WHAT THE TASK REQUIRES: Set aside the pictures and output only the lines from the one containing "Generate a single-file" up to and including the one containing "The picture is".

EXTRACTED RECORDS:
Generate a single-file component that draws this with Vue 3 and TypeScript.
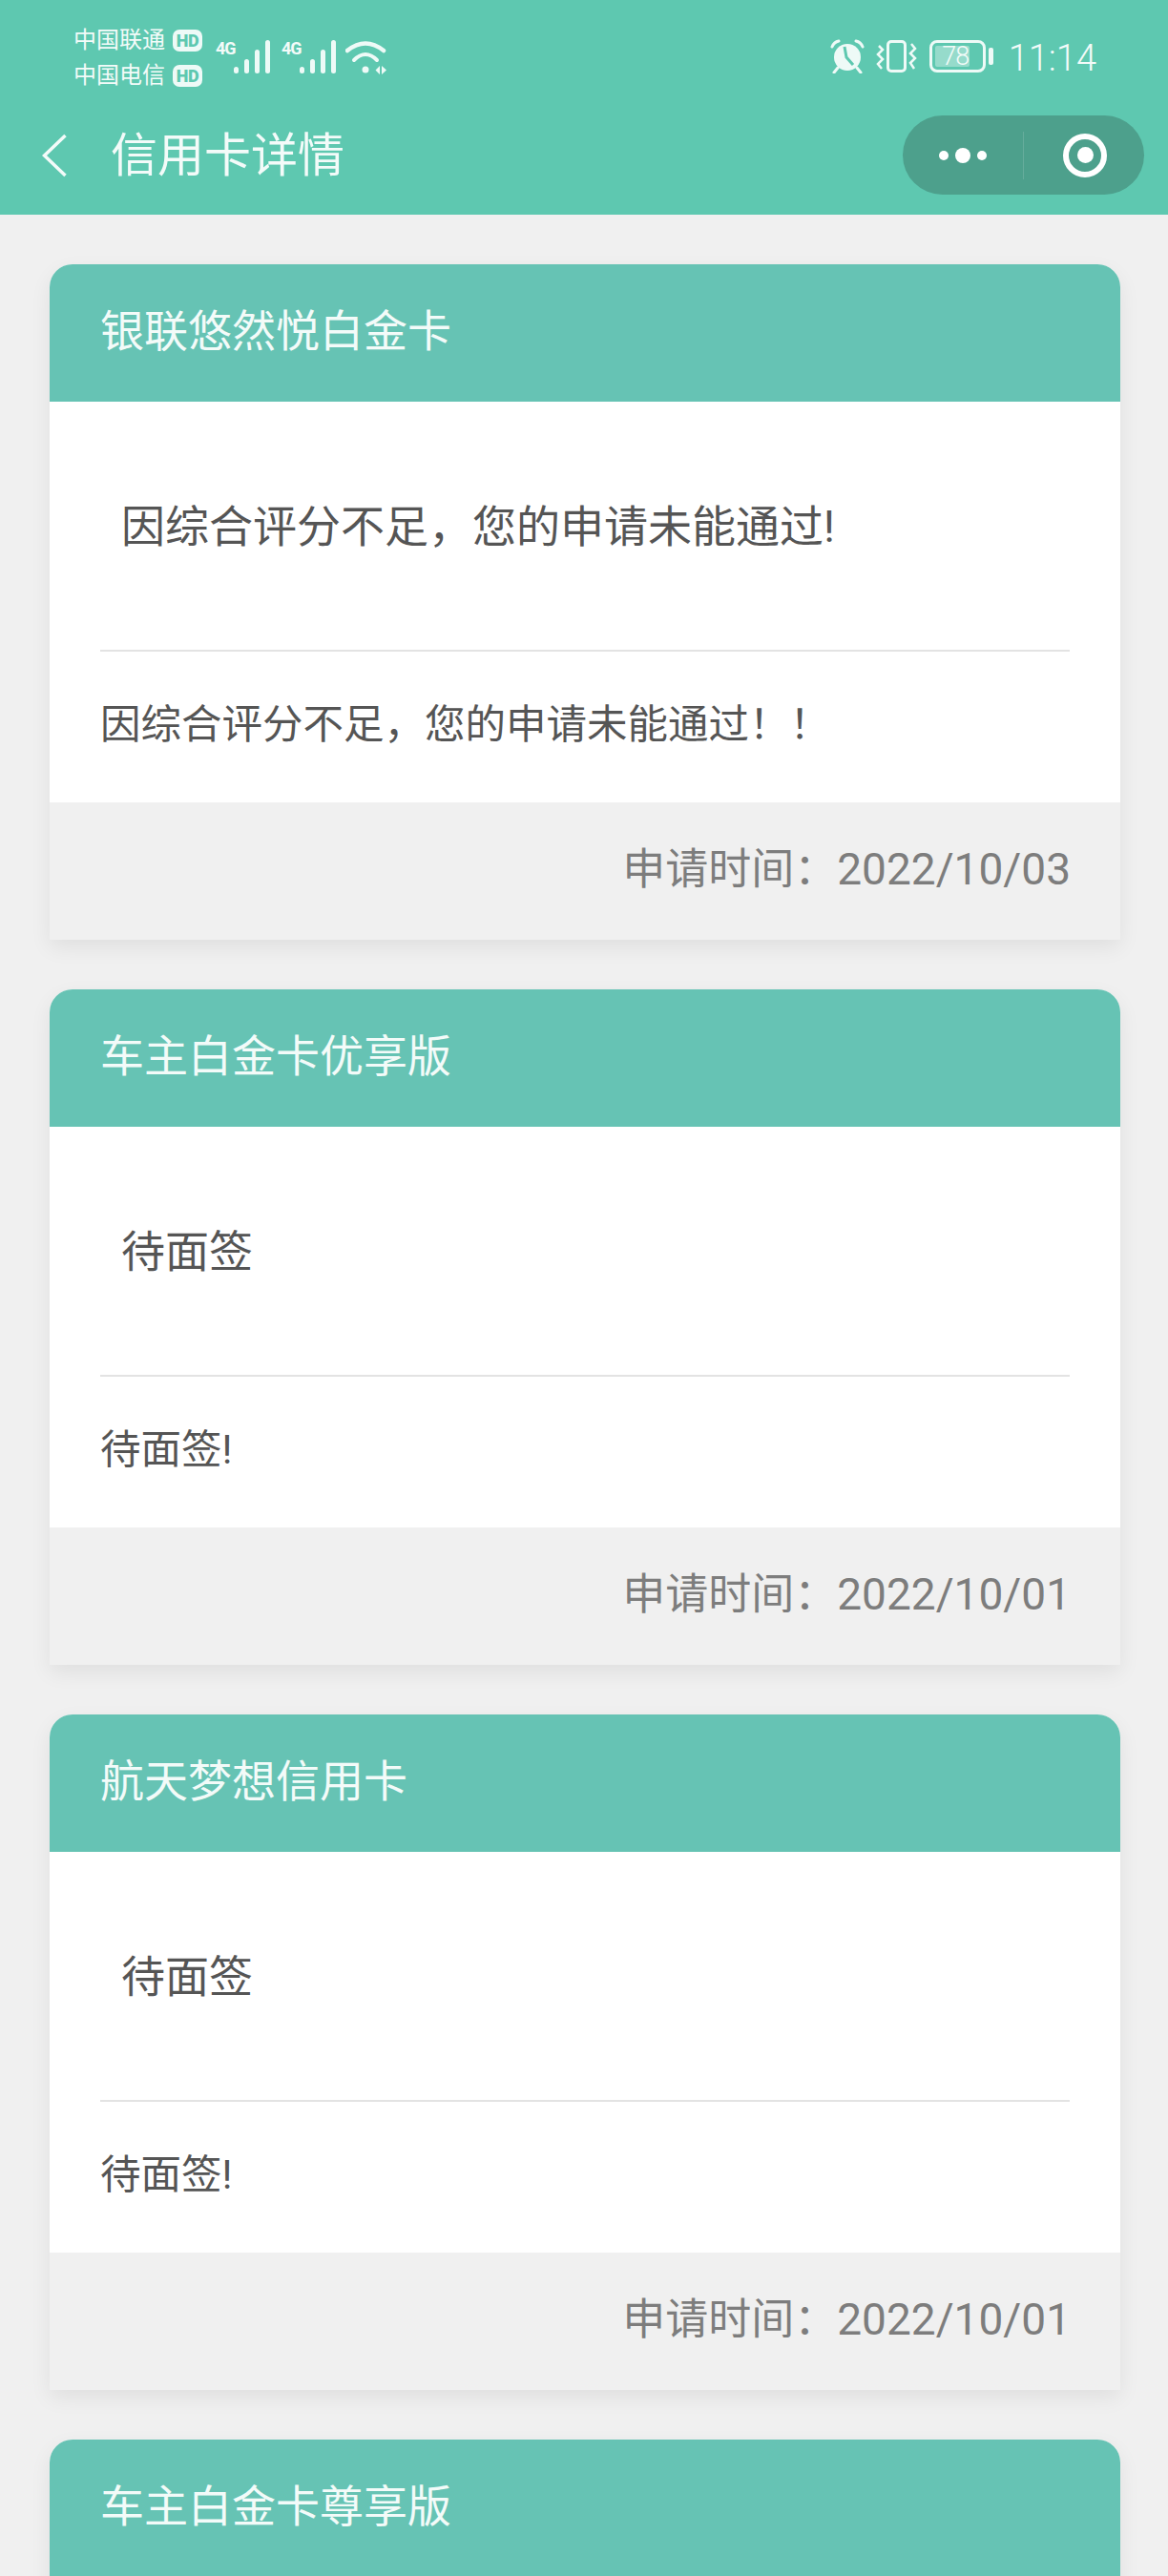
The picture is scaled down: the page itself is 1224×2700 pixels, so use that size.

--

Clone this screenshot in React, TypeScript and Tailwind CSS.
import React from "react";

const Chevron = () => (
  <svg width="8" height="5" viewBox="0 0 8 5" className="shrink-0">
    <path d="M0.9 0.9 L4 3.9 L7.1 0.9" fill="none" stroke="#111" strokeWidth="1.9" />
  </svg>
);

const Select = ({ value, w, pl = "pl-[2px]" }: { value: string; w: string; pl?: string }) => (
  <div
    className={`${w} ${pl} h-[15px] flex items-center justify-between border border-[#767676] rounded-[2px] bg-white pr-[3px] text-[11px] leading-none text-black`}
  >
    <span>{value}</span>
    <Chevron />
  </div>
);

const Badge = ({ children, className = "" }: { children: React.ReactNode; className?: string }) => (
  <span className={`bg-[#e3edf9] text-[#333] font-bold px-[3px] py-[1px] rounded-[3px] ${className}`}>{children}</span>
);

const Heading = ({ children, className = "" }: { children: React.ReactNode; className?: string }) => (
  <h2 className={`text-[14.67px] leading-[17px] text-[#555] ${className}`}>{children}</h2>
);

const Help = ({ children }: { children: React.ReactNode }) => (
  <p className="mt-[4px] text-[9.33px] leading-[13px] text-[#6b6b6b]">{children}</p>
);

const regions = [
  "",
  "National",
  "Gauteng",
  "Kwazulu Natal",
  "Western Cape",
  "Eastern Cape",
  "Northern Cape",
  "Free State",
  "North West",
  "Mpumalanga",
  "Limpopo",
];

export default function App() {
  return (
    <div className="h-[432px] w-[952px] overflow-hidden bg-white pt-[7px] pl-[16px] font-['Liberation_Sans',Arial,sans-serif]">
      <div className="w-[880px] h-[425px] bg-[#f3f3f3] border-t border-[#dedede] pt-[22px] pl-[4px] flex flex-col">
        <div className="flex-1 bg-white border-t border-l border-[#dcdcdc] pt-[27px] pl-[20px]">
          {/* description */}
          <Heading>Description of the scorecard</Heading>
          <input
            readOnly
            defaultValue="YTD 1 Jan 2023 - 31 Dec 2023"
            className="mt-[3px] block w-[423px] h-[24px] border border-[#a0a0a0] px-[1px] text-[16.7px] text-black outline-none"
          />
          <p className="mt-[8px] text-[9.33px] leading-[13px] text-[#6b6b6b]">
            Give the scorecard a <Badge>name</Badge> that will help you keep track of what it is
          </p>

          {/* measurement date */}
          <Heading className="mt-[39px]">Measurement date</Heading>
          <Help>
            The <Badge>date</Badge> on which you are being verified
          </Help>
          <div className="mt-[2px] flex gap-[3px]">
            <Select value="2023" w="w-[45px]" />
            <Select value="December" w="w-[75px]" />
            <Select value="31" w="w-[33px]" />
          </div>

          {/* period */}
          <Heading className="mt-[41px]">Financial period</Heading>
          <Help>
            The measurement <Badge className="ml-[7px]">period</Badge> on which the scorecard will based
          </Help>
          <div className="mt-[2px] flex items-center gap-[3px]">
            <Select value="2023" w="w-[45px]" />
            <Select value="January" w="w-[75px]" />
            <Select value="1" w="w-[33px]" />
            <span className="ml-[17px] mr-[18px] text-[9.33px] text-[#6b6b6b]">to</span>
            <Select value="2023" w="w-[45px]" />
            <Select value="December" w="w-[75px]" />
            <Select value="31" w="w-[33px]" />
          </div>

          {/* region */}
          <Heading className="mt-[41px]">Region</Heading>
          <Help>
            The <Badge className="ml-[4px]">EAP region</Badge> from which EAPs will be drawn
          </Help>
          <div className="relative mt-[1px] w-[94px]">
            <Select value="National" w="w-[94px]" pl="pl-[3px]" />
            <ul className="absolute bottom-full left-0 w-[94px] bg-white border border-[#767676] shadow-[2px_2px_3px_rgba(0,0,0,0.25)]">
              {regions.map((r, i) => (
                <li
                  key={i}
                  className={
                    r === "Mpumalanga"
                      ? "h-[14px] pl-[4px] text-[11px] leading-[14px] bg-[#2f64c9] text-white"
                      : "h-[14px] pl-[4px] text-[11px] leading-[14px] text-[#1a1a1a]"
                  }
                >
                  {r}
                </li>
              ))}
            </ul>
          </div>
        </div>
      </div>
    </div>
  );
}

==

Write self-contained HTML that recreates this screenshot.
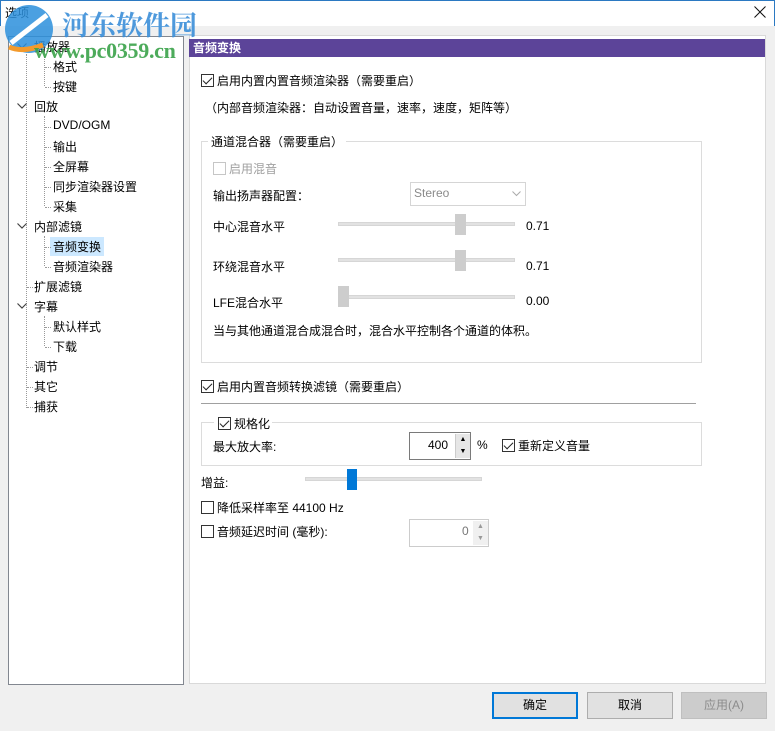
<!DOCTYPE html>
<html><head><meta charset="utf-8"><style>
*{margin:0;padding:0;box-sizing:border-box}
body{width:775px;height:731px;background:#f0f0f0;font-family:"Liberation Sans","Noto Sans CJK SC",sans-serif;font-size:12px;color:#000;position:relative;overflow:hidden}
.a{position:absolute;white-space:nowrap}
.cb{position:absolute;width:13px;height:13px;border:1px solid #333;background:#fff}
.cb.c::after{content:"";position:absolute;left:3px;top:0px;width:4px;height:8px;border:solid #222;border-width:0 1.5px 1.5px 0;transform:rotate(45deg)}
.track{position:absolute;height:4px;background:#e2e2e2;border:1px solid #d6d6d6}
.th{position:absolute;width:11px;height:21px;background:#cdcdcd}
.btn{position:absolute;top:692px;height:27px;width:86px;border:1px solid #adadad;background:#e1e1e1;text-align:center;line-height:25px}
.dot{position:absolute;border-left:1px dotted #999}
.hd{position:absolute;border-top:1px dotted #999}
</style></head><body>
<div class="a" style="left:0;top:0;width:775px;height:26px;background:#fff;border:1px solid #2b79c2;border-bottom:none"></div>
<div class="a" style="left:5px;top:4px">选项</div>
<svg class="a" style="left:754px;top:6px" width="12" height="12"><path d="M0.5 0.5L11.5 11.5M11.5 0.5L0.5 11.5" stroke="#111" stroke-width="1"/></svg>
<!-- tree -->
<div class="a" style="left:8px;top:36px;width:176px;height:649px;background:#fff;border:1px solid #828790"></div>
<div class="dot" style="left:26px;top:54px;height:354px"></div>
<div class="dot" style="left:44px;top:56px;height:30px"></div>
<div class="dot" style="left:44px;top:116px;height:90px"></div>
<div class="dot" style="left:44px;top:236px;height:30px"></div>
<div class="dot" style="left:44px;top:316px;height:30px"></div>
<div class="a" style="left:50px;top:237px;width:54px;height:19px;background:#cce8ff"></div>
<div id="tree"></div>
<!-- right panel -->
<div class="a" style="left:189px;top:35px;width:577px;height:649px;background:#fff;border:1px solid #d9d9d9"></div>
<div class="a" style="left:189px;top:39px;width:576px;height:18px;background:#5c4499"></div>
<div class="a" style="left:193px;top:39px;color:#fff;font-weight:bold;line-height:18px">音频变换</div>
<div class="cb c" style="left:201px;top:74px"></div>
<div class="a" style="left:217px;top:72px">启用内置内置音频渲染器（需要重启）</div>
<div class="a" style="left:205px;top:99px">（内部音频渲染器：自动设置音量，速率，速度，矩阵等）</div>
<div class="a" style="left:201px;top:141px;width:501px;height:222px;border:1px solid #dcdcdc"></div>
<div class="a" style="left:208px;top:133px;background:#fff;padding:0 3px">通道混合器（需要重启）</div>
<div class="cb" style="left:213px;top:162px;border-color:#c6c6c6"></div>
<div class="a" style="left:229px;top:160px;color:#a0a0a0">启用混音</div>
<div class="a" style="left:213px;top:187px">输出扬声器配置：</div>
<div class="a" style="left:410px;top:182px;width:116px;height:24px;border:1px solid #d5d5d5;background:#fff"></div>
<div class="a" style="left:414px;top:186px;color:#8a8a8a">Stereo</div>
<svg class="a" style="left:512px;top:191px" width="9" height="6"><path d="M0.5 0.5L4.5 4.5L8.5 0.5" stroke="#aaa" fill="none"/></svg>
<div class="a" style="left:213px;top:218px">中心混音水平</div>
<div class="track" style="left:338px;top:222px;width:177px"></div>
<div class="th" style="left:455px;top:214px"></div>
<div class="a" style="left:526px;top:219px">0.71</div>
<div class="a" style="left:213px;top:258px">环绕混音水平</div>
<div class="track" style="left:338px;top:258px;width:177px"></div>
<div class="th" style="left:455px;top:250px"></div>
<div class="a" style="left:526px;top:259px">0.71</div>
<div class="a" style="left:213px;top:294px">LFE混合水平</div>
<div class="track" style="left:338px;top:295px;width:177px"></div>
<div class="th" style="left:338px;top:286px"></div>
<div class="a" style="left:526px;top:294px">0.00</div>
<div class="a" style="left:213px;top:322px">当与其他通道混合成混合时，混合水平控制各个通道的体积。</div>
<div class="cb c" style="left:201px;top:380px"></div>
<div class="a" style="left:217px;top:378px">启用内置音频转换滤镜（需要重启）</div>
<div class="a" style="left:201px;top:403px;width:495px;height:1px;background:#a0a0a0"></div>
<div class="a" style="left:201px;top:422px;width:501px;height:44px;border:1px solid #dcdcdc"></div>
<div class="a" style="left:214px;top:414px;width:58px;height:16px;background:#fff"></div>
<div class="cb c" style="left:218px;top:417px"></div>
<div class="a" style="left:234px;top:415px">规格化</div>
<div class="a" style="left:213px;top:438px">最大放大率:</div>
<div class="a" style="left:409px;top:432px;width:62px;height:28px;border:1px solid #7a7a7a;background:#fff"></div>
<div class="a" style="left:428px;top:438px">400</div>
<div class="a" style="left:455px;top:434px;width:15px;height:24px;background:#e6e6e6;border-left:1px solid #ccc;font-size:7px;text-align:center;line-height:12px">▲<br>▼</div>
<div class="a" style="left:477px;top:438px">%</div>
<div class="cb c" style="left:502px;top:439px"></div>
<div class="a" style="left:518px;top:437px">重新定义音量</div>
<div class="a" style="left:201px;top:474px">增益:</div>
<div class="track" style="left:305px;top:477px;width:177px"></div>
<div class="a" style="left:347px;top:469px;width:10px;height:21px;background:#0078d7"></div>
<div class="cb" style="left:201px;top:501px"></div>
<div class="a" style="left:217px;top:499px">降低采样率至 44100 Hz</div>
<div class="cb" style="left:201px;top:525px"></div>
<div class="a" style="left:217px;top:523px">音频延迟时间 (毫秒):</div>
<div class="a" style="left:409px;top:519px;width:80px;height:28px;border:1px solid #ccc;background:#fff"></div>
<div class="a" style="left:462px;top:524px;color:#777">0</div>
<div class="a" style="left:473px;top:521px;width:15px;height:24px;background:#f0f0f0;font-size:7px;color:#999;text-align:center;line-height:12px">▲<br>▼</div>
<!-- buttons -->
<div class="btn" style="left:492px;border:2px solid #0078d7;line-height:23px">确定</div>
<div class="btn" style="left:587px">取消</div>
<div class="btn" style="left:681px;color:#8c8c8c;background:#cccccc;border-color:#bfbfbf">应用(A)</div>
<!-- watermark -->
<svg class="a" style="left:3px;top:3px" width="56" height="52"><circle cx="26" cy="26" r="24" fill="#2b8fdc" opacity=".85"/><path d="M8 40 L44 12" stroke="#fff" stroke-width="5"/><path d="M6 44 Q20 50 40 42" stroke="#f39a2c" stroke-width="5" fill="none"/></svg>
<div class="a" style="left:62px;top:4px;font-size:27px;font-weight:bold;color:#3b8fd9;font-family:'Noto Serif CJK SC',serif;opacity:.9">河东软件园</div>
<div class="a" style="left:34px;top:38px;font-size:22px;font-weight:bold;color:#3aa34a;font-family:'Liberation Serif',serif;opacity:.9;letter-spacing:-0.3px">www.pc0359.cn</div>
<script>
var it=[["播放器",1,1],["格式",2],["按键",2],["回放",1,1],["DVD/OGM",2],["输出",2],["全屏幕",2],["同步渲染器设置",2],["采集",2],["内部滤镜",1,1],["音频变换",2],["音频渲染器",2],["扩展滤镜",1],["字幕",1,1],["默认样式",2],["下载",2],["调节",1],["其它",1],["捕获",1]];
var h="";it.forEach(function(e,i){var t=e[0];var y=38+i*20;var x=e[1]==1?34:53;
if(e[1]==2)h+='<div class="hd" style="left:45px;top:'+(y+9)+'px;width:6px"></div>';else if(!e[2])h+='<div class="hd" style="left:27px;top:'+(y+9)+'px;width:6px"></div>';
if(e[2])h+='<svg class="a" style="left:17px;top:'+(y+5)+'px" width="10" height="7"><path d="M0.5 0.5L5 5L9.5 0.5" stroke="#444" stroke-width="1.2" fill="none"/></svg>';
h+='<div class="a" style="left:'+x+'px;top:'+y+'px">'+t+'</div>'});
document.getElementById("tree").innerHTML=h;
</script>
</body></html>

FINAL ANSWER:
Generate a single-file component that draws this with Vue 3 and TypeScript.
The picture is scaled down: the page itself is 1224×2700 pixels, so use that size.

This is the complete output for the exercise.